Quote from: hammy on May 26, 2009, 01:47:30 PM
socialism wont work as long as people have personalities.
for it to work we need to become the anti spirals :p

Well, there's a difference between socialism and ideas (some of which are good ones, IMO) that originate from socialism that doesn't always seem to be appreciated, and I've been a bit vague about it here myself. Socialism as a system of overall government - or communism, if you like - hasn't panned out too well because of people being people, as you say, and being only too happy to hold onto the reins of absolute power rather than let it move forward into collectivism.

Anyway - not to start a big in-depth debate here or anything. I just don't agree with rejecting all socialist concepts out of hand.

EpicurYeen

#17
“I’m Andrew Ryan and I’m here to ask you a question: Is a man not entitled to the sweat of his brow? No, says the man in Washington. It belongs to the poor. No, says the man in the Vatican. It belongs to God. No, says the man in Moscow. It belongs to everyone.

I rejected those answers. Instead, I chose something different. I chose the impossible. I chose…Rapture.

A city where the artist would not fear the censor. Where the scientist would not be bound by petty morality. Where the great would not be contrained by the small. And with the sweat of your brow, Rapture can become your city as well."

~Andrew Ryan, Bioshock


Rapture wasn't impossible to build under the sea, it was impossible to build anywhere else.

hammy

RRRRRRAPTURE!!!

big daddy hammy! :D

Kithop

Quote from: Yotie on May 26, 2009, 07:05:05 PM
"I'm Andrew Ryan and I'm here to ask you a question: Is a man not entitled to the sweat of his brow? No, says the man in Washington. It belongs to the poor. No, says the man in the Vatican. It belongs to God. No, says the man in Moscow. It belongs to everyone.

I rejected those answers. Instead, I chose something different. I chose the impossible. I chose...Rapture.

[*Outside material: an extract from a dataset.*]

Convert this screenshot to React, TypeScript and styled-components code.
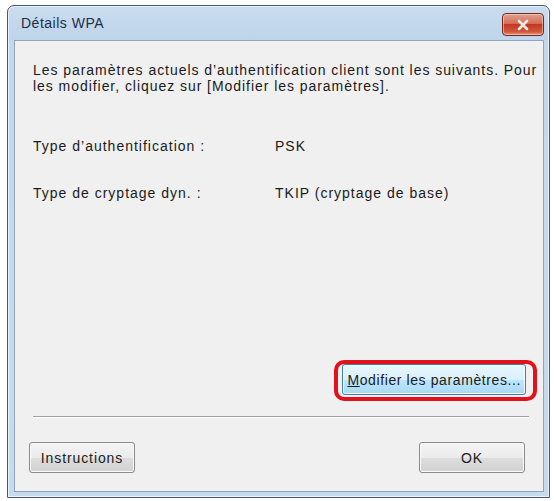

A city where the artist would not fear the censor. Where the scientist would not be bound by petty morality. Where the great would not be contrained by the small. And with the sweat of your brow, Rapture can become your city as well."

~Andrew Ryan, Bioshock


Rapture wasn't impossible to build under the sea, it was impossible to build anywhere else.

I kind of got the sentiment from BioShock and Rapture was that they were saying that the whole concept of anarcho-libertarianism is just as flawed as any other system taken to its extreme. <.<;  We get the best benefits from a mixed society 'somewhere in the middle', with some economic freedoms, and some social support structures.  I'd argue right now we lean too far towards the former and not the latter, but that's a whole other rant I'd rather not get into everywhere I go. XD

Silvermink

Quote from: Kithop on May 27, 2009, 02:38:55 PMI kind of got the sentiment from BioShock and Rapture was that they were saying that the whole concept of anarcho-libertarianism is just as flawed as any other system taken to its extreme. <.<;  We get the best benefits from a mixed society 'somewhere in the middle', with some economic freedoms, and some social support structures.  I'd argue right now we lean too far towards the former and not the latter, but that's a whole other rant I'd rather not get into everywhere I go. XD

Canada's always been such a delicate balance in that regard. Right-wing party gets in, we lean more toward economic freedoms. Left-wing party gets in, we lean more toward social support structures. I guess what I worry about is some governments doing things that can't be undone (mass privatization, for example).

Kithop

Quote from: Silvermink on May 31, 2009, 11:59:29 AM
Canada's always been such a delicate balance in that regard. Right-wing party gets in, we lean more toward economic freedoms. Left-wing party gets in, we lean more toward social support structures. I guess what I worry about is some governments doing things that can't be undone (mass privatization, for example).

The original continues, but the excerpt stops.